Beatings, sleep deprivation and sexual assault were just some of the so-called “enhanced interrogation” techniques that made Guantanamo notorious in its early years. Though a spokesperson for the US Defense Department says prisoners have been treated “humanely.”
Even in his last year as president, Obama has continued to press for the detention center’s closure.
“I don’t want to pass this problem on to the next president, whoever it is. And if, as a nation, we don’t deal with this now, when will we deal with it Are we going to let this linger on for another 15 years, another 20 years, another 30 years,” Obama said earlier this year.
If Obama transfers the remaining detainees to other countries in the final days of his presidency, Guantanamo’s commanders say they can quickly shutter the place.
Rear Admiral Peter J. Clarke, Joint Task Force Guantanamo, has stated that when they get the order to transfer, they’d be able to do so on short notice.

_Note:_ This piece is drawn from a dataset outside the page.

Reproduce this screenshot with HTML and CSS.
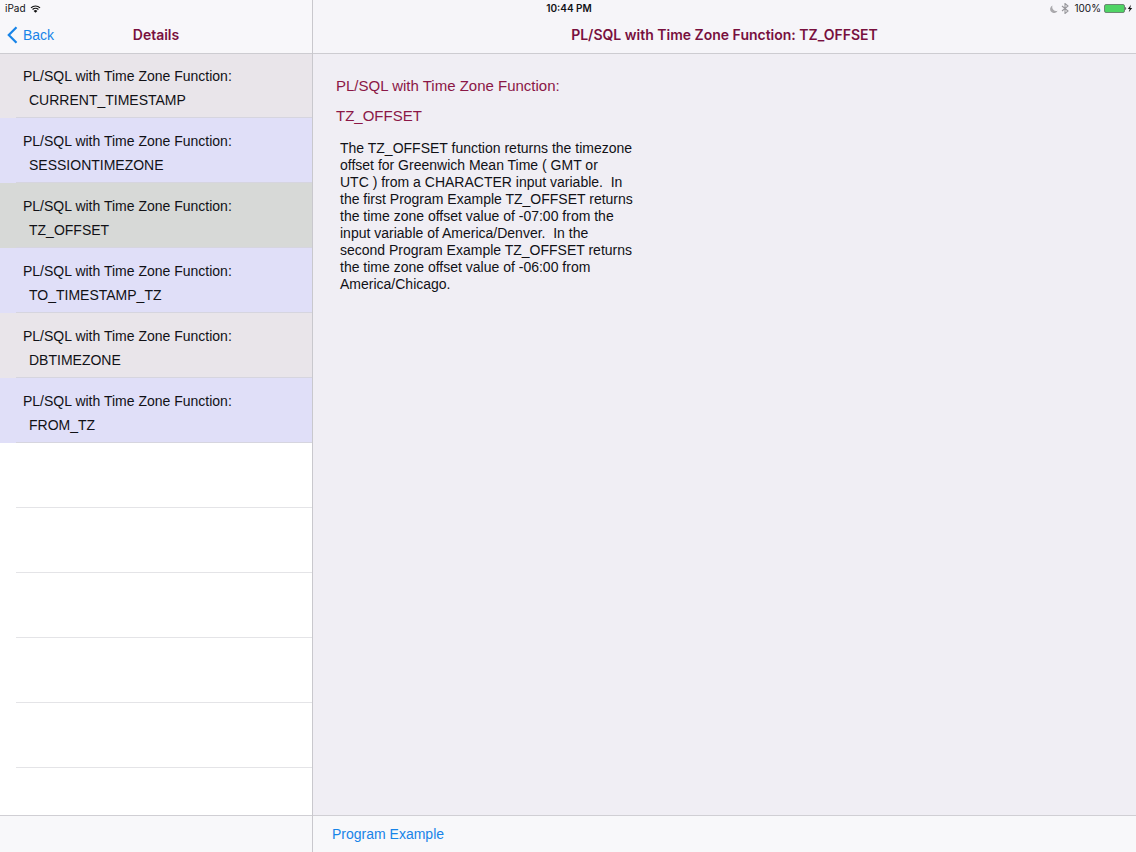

Of the remaining detainees:
o 30 are being held without charge.
o 20 have been approved for transfer.
o 10 face military tribunals – including the five accused of plotting the 9/11 attacks.
US Army Colonel Steve Gabavics, Commander of the Joint Detention Group, says there’s a very positive atmosphere among the detainees, “because there’s already at this point in time twenty detainees who have been approved for release and they’ve seen many of the movements of their fellow detainees going off to different countries and transferring.”
When Americans go to the polls, their votes will decide the fate of people who some call enemies and others call people held in unlawful intention. All less than 900 kilometers from the coast of the United States.